The background paper on which discussion was based, Why would Canadians Buy Carbon Pricing?  is at http://canada2020.ca/wp-content/uploads/2013/04/Canada-2020-Background-Paper-Carbon-Pricing-April-2013.pdf. It provides an overview of the current provincial mechanisms and concludes that the B.C. Carbon tax offers the best model for a national policy. The event website at http://canada2020.ca/event/the-canada-we-want-carbon-pricing/  provides links to all documents and to videos of each presenter.

Global Clean Energy Status Report Includes a Call for Carbon-Pricing and a Phase-Out of Fossil Fuel Subsidies

The International Energy Agency report for 2013 to the Clean Energy Ministerial provides a comprehensive overview of the global state of clean energy: extent of use, what is being done to encourage market penetration, and what technological advances have occurred for each form of clean energy. Canada is one of the 28 countries surveyed. 

The report also introduced the Energy Sector Carbon Intensity Index (ESCII), which shows how much carbon dioxide is emitted, on average, to provide a given unit of energy. The index remains almost unchanged between 1990 and 2010.  

The “positive” news for 2012 include sales of hybrid electric vehicles, which passed the 1 million mark, increased installation rate of solar photovoltaic systems, and falling costs of most clean energy technologies.  The report gives policy recommendations for each technology type, but overall, it concludes: “the true cost of energy must be reflected in consumer prices, through carbon pricing and the phase-out of fossil-fuel subsidies. Technologies like electric vehicles, wind and solar will need support for several years more, but policies should be flexible and transparent. More stringent and broader energy performance standards, building codes and fuel economy standards can drive energy efficiency.” 
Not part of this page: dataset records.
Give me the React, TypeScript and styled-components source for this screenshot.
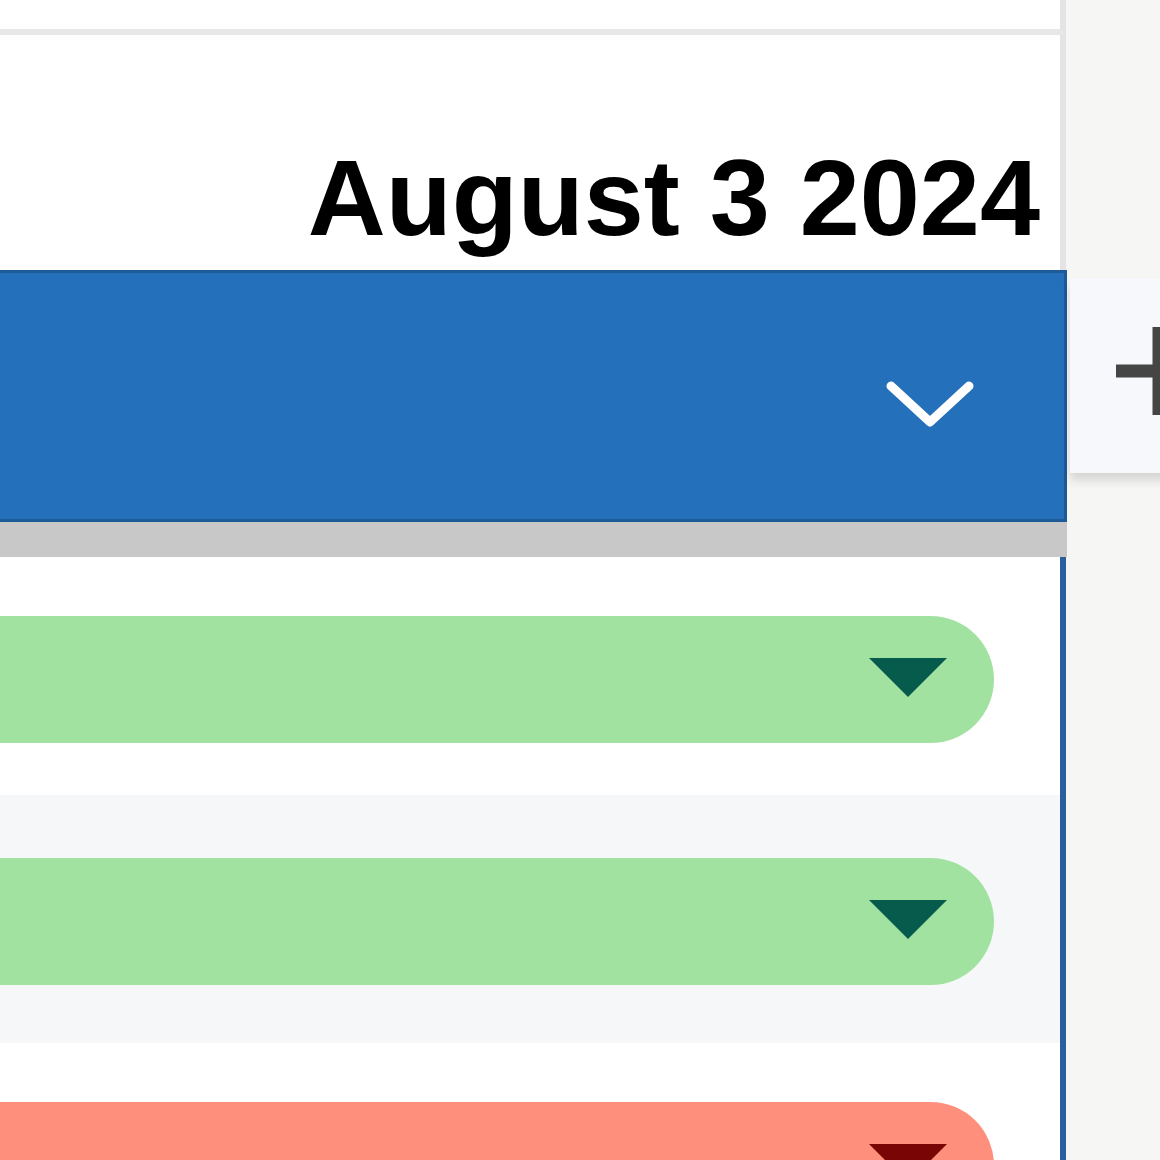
import React from 'react';
import styled, { createGlobalStyle } from 'styled-components';

const GlobalStyle = createGlobalStyle`
  html, body {
    margin: 0;
    padding: 0;
    background: #f6f7f5;
    font-family: 'Liberation Sans', Arial, sans-serif;
  }
  #root {
    height: 1160px;
    overflow: hidden;
  }
`;

const Page = styled.div`
  display: flex;
  width: 1160px;
  height: 1160px;
  overflow: hidden;
`;

const Main = styled.div`
  width: 1067px;
  flex-shrink: 0;
  display: flex;
  flex-direction: column;
  overflow: hidden;

  & > * {
    flex-shrink: 0;
  }
`;

const Side = styled.div`
  flex: 1;
  background: #f6f7f5;
  padding-top: 278px;
  padding-left: 3px;
`;

const TopStrip = styled.div`
  height: 29px;
  background: #ffffff;
  border-bottom: 6px solid #e7e7e7;
  margin-right: 1px;
  border-right: 6px solid #e4e4e4;
`;

const DateHeader = styled.div`
  height: 235px;
  box-sizing: border-box;
  background: #ffffff;
  margin-right: 1px;
  border-right: 6px solid #e4e4e4;
  display: flex;
  align-items: flex-end;
  justify-content: flex-end;
  padding: 0 20px 18px 0;
`;

const DateText = styled.div`
  font-size: 108px;
  font-weight: 700;
  line-height: 1;
  color: #000000;
  white-space: nowrap;
`;

const BlueBar = styled.div`
  height: 252px;
  box-sizing: border-box;
  background: #2570bb;
  border: 3px solid #1d5a98;
  border-left: none;
  display: flex;
  align-items: center;
  justify-content: flex-end;
  padding-right: 89px;
`;

const GrayBar = styled.div`
  height: 35px;
  background: #c8c8c8;
`;

const Body = styled.div`
  margin-right: 1px;
  border-right: 6px solid #2b5e9d;
  display: flex;
  flex-direction: column;
`;

const Row = styled.div<{ $h: number; $pad: number; $shade?: boolean }>`
  height: ${(p) => p.$h}px;
  flex-shrink: 0;
  box-sizing: border-box;
  padding: ${(p) => p.$pad}px 66px 0 0;
  background: ${(p) => (p.$shade ? '#f6f7f9' : '#ffffff')};
`;

const Pill = styled.div<{ $tone: 'ok' | 'bad' }>`
  height: 127px;
  border-radius: 0 64px 64px 0;
  background: ${(p) => (p.$tone === 'ok' ? '#a2e2a0' : '#ff8f7d')};
  display: flex;
  align-items: center;
  justify-content: flex-end;
  padding-right: 47px;
`;

const Caret = styled.div<{ $tone: 'ok' | 'bad' }>`
  width: 0;
  height: 0;
  border-left: 39px solid transparent;
  border-right: 39px solid transparent;
  border-top: 39px solid ${(p) => (p.$tone === 'ok' ? '#075b4c' : '#7a0505')};
  margin-top: -4px;
`;

const AddButton = styled.div`
  height: 195px;
  background: #f7f8fc;
  box-shadow: 0 7px 10px rgba(0, 0, 0, 0.14);
  display: flex;
  align-items: center;
  padding-left: 46px;
`;

const Chevron = () => (
  <svg width="90" height="56" viewBox="0 0 90 56" style={{ marginTop: 20 }}>
    <polyline points="6,8 45,44 84,8" fill="none" stroke="#ffffff" strokeWidth="9" strokeLinecap="round" strokeLinejoin="round" />
  </svg>
);

const PlusIcon = () => (
  <svg width="86" height="88" viewBox="0 0 86 88" style={{ marginTop: -10, flexShrink: 0 }}>
    <line x1="0" y1="44" x2="86" y2="44" stroke="#454545" strokeWidth="13" />
    <line x1="43" y1="0" x2="43" y2="88" stroke="#454545" strokeWidth="13" />
  </svg>
);

const rows: { h: number; pad: number; shade: boolean; tone: 'ok' | 'bad' }[] = [
  { h: 238, pad: 59, shade: false, tone: 'ok' },
  { h: 248, pad: 63, shade: true, tone: 'ok' },
  { h: 248, pad: 59, shade: false, tone: 'bad' },
];

export default function App() {
  return (
    <>
      <GlobalStyle />
      <Page>
        <Main>
          <TopStrip />
          <DateHeader>
            <DateText>August 3 2024</DateText>
          </DateHeader>
          <BlueBar>
            <Chevron />
          </BlueBar>
          <GrayBar />
          <Body>
            {rows.map((r, i) => (
              <Row key={i} $h={r.h} $pad={r.pad} $shade={r.shade}>
                <Pill $tone={r.tone}>
                  <Caret $tone={r.tone} />
                </Pill>
              </Row>
            ))}
          </Body>
        </Main>
        <Side>
          <AddButton>
            <PlusIcon />
          </AddButton>
        </Side>
      </Page>
    </>
  );
}
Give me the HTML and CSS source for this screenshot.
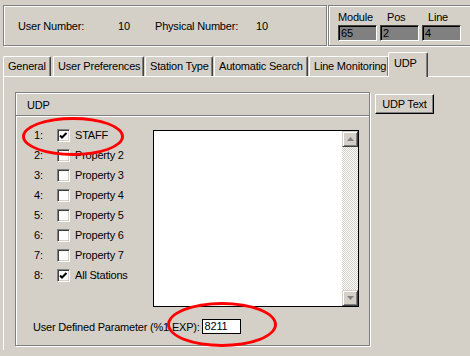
FILE: index.html
```html
<!DOCTYPE html>
<html lang="en">
<head>
    <meta charset="UTF-8">
    <title>Station Properties - UDP</title>
    <link rel="stylesheet" href="styles.css">
</head>
<body>

    <!-- Station info -->
    <div class="header">
        <div class="info">
            <span class="info-user">User Number:</span>
            <span class="info-val">10</span>
            <span class="info-phys">Physical Number:</span>
            <span>10</span>
        </div>
        <div class="pos">
            <div class="field">
                <span class="field-label">Module</span>
                <div class="gray-box">65</div>
            </div>
            <div class="field">
                <span class="field-label pos-label">Pos</span>
                <div class="gray-box">2</div>
            </div>
            <div class="field">
                <span class="field-label line-label">Line</span>
                <div class="gray-box">4</div>
            </div>
        </div>
    </div>

    <!-- Tabs -->
    <div class="tabs">
        <div class="tab tab-general">General</div>
        <div class="tab tab-prefs">User Preferences</div>
        <div class="tab tab-type">Station Type</div>
        <div class="tab tab-search">Automatic Search</div>
        <div class="tab tab-line">Line Monitoring</div>
        <div class="tab tab-udp active">UDP</div>
    </div>

    <div class="panel">
        <div class="group">
            <div class="group-title">UDP</div>
            <div class="group-body">
                <div class="props">
                    <div class="prop"><span class="num">1:</span><span class="check"><svg width="11" height="11" viewBox="0 0 11 11"><path d="M2 4.5 L4 6.5 L8.5 2" fill="none" stroke="#000" stroke-width="2"/></svg></span><span class="prop-label">STAFF</span></div>
                    <div class="prop"><span class="num">2:</span><span class="check"></span><span class="prop-label">Property 2</span></div>
                    <div class="prop"><span class="num">3:</span><span class="check"></span><span class="prop-label">Property 3</span></div>
                    <div class="prop"><span class="num">4:</span><span class="check"></span><span class="prop-label">Property 4</span></div>
                    <div class="prop"><span class="num">5:</span><span class="check"></span><span class="prop-label">Property 5</span></div>
                    <div class="prop"><span class="num">6:</span><span class="check"></span><span class="prop-label">Property 6</span></div>
                    <div class="prop"><span class="num">7:</span><span class="check"></span><span class="prop-label">Property 7</span></div>
                    <div class="prop"><span class="num">8:</span><span class="check"><svg width="11" height="11" viewBox="0 0 11 11"><path d="M2 4.5 L4 6.5 L8.5 2" fill="none" stroke="#000" stroke-width="2"/></svg></span><span class="prop-label">All Stations</span></div>
                </div>
                <div class="listbox">
                    <div class="list-area"></div>
                    <div class="scrollbar">
                        <div class="arrow"><svg width="7" height="4" viewBox="0 0 7 4"><path d="M3.5 0 L7 4 L0 4 Z" fill="#808080"/></svg></div>
                        <div class="track"></div>
                        <div class="arrow"><svg width="7" height="4" viewBox="0 0 7 4"><path d="M0 0 L7 0 L3.5 4 Z" fill="#808080"/></svg></div>
                    </div>
                </div>
            </div>
            <div class="param">
                <span>User Defined Parameter (%1 EXP):</span>
                <span class="param-input">8211</span>
            </div>
        </div>
        <button class="udp-text">UDP Text</button>
    </div>

    <!-- Red highlight marks -->
    <div class="mark mark-staff"></div>
    <div class="mark mark-param"></div>

</body>
</html>
```

FILE: styles.css
```css
body {
    margin: 0;
    padding-top: 5px;
    font-family: "Liberation Sans", Arial, sans-serif;
    font-size: 11px;
    letter-spacing: -0.2px;
    color: #000;
    background-color: #d4d0c8;
    width: 470px;
    height: 356px;
    overflow: hidden;
    position: relative;
    box-sizing: border-box;
}

/* Header boxes */
.header {
    display: flex;
    height: 42px;
    margin-left: 3px;
}

.info {
    width: 324px;
    height: 41px;
    box-sizing: border-box;
    border: 1px solid #808080;
    box-shadow: inset 1px 1px 0 #fff, 1px 1px 0 #fff;
    display: flex;
    align-items: center;
    padding-left: 14px;
}

.info-user {
    width: 100px;
}

.info-val {
    width: 37px;
}

.info-phys {
    width: 101px;
}

.pos {
    flex: 1;
    height: 41px;
    box-sizing: border-box;
    border: 1px solid #808080;
    border-right: none;
    margin-left: 1px;
    box-shadow: inset 1px 1px 0 #fff, 0 1px 0 #fff;
    display: flex;
    gap: 3px;
    padding: 4px 0 0 9px;
}

.field {
    display: flex;
    flex-direction: column;
    width: 39px;
}

.field-label {
    height: 15px;
    line-height: 15px;
}

.pos-label {
    padding-left: 7px;
}

.line-label {
    padding-left: 6px;
}

.gray-box {
    height: 16px;
    box-sizing: border-box;
    background-color: #808080;
    border: 1px solid #404040;
    border-right-color: #fff;
    border-bottom-color: #fff;
    box-shadow: inset 1px 1px 0 #000;
    padding-left: 2px;
    line-height: 14px;
}

/* Tabs */
.tabs {
    display: flex;
    align-items: flex-end;
    height: 24px;
    margin-top: 5px;
    margin-left: 3px;
}

.tab {
    height: 20px;
    box-sizing: border-box;
    border-top: 1px solid #fff;
    border-left: 1px solid #fff;
    border-right: 1px solid #404040;
    box-shadow: inset -1px 0 0 #808080;
    border-radius: 2px 2px 0 0;
    padding-left: 4px;
    line-height: 18px;
    white-space: nowrap;
    overflow: hidden;
}

.tab-general { width: 48px; margin-right: 2px; }
.tab-prefs { width: 91px; margin-right: 1px; }
.tab-type { width: 68px; margin-right: 1px; }
.tab-search { width: 94px; margin-right: 1px; }
.tab-line { width: 80px; }

.tab.active {
    width: 40px;
    height: 25px;
    margin-left: -1px;
    margin-bottom: -1px;
    position: relative;
    z-index: 1;
    background-color: #d4d0c8;
    padding-left: 5px;
    line-height: 20px;
}

/* Tab panel */
.panel {
    display: flex;
    align-items: flex-start;
    margin-left: 3px;
    border-top: 1px solid #fff;
    border-left: 1px solid #fff;
    padding: 15px 0 0 11px;
    height: 258px;
}

.group {
    width: 355px;
    height: 254px;
    box-sizing: border-box;
    border: 1px solid #808080;
    box-shadow: inset 1px 1px 0 #fff, 1px 1px 0 #fff;
    display: flex;
    flex-direction: column;
}

.group-title {
    height: 22px;
    line-height: 24px;
    padding-left: 11px;
    border-bottom: 1px solid #808080;
    box-shadow: 0 1px 0 #fff;
}

.group-body {
    display: flex;
    align-items: flex-start;
    padding-top: 9px;
}

.props {
    width: 119px;
    margin-left: 18px;
}

.prop {
    display: flex;
    align-items: center;
    height: 20px;
}

.num {
    width: 23px;
}

.check {
    width: 13px;
    height: 13px;
    box-sizing: border-box;
    background-color: #fff;
    border: 1px solid #808080;
    border-right-color: #fff;
    border-bottom-color: #fff;
    box-shadow: inset 1px 1px 0 #404040, inset -1px -1px 0 #d4d0c8;
    display: flex;
}

.check svg {
    margin-top: 1px;
}

.prop-label {
    margin-left: 5px;
}

/* List box */
.listbox {
    display: flex;
    width: 206px;
    height: 177px;
    margin-top: 5px;
    box-sizing: border-box;
    border: 1px solid #000;
    background-color: #fff;
}

.list-area {
    flex: 1;
}

.scrollbar {
    width: 16px;
    display: flex;
    flex-direction: column;
}

.arrow {
    width: 16px;
    height: 16px;
    box-sizing: border-box;
    background-color: #d4d0c8;
    border: 1px solid #d4d0c8;
    border-right-color: #404040;
    border-bottom-color: #404040;
    box-shadow: inset 1px 1px 0 #fff, inset -1px -1px 0 #808080;
    display: flex;
    align-items: center;
    justify-content: center;
}

.track {
    flex: 1;
    background-color: #fff;
    background-image: repeating-conic-gradient(#d4d0c8 0 25%, #fff 0 50%);
    background-size: 2px 2px;
}

/* Parameter row */
.param {
    display: flex;
    align-items: center;
    margin-top: 12px;
    margin-left: 17px;
    height: 15px;
}

.param-input {
    width: 39px;
    height: 15px;
    box-sizing: border-box;
    border: 1px solid #000;
    background-color: #fff;
    margin-left: 2px;
    padding-left: 2px;
    line-height: 13px;
}

.udp-text {
    width: 59px;
    height: 20px;
    margin: 2px 0 0 5px;
    padding: 0;
    font-family: "Liberation Sans", Arial, sans-serif;
    font-size: 11px;
    letter-spacing: -0.2px;
    color: #000;
    background-color: #d4d0c8;
    border: 1px solid #fff;
    border-right-color: #000;
    border-bottom-color: #000;
    box-shadow: inset -1px -1px 0 #808080;
}

/* Red markers drawn over the dialog */
.mark {
    position: absolute;
    border: 3px solid #f00;
    border-radius: 50%;
    box-sizing: border-box;
}

.mark-staff {
    left: 22px;
    top: 117px;
    width: 102px;
    height: 39px;
}

.mark-param {
    left: 167px;
    top: 302px;
    width: 110px;
    height: 45px;
}
```
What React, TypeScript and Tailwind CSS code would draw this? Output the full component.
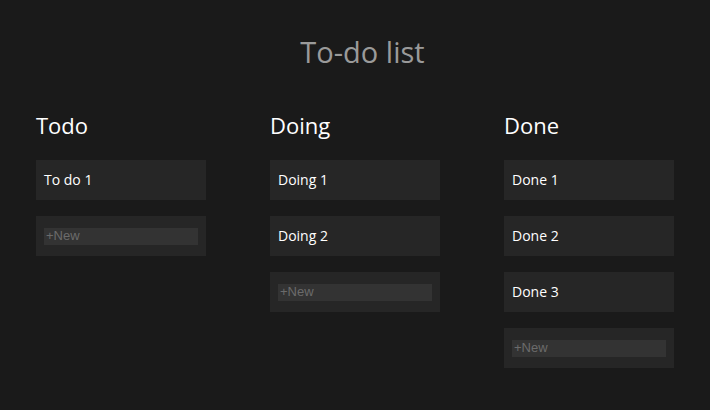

The press release from April 17th, with links, is at http://www.iea.org/newsroomandevents/pressreleases/2013/april/name,36789,en.html .   

Fullest coverage is at the Tracking Clean Energy Progress 2013 website at http://www.iea.org/etp/tracking/. The Report document is at http://www.iea.org/publications/TCEP_web.pdf .

Changes in Oil and Gas Regulations for Canada and Alberta

While Canada waits for the new oil and gas regulations promised for Spring 2013 by Environment Minister Kent, the Pembina Institute has released its own recommendations for what it calls this “make-or-break moment for Canada’s climate credibility”. Author Claire Demerse recommends: the oil and gas industry reduce emissions intensity by 42 % ; the technology fund levy for those who don’t meet the emissions reduction target should increase to at least $100 per tonne by 2020; the current unlimited access to offset credits for companies should end.

Read Getting on Track to 2020: Recommendations for Greenhouse Gas Regulations in Canada’s Oil and Gas Sector from links at:http://www.pembina.org/pub/2427 .

In Alberta, discussion is underway for reform of the provincial carbon pricing system, with the media reporting proposals of a 40% target to improve emissions intensity, and a compensating payment of $40 per tonne if that is not achieved.

Read “Carbon levy talks in early stages, Alberta environment minister confirms” in the Edmonton Journal, April 4, 2013 at:http://www.edmontonjournal.com/technology/Alberta+reviewing+climate+change+policy+McQueen+confirms/8195862/story.html, and See What you need to know about Alberta’s 40/40 carbon pricing proposal, by Simon Dyer (April 5, 2013) at the Pembina website: http://www.pembina.org/blog/707.  

Carbon Pricing Compared: Alberta, B.C., California, Australia, and Other Jurisdictions

Released by the Pembina Institute on February 25, a useful comparison chart highlights carbon pricing approaches in Alberta, British Columbia, California, Australia, Norway and the European Union. Details about each jurisdiction include the 2013 carbon price, proportion of GHG’s covered by the carbon price; presence of a “hard cap” on emissions; percentage of allowance value collected by government; extent to which offsets may be purchased;anticipated public revenue in 2013; and where carbon revenues are allocated.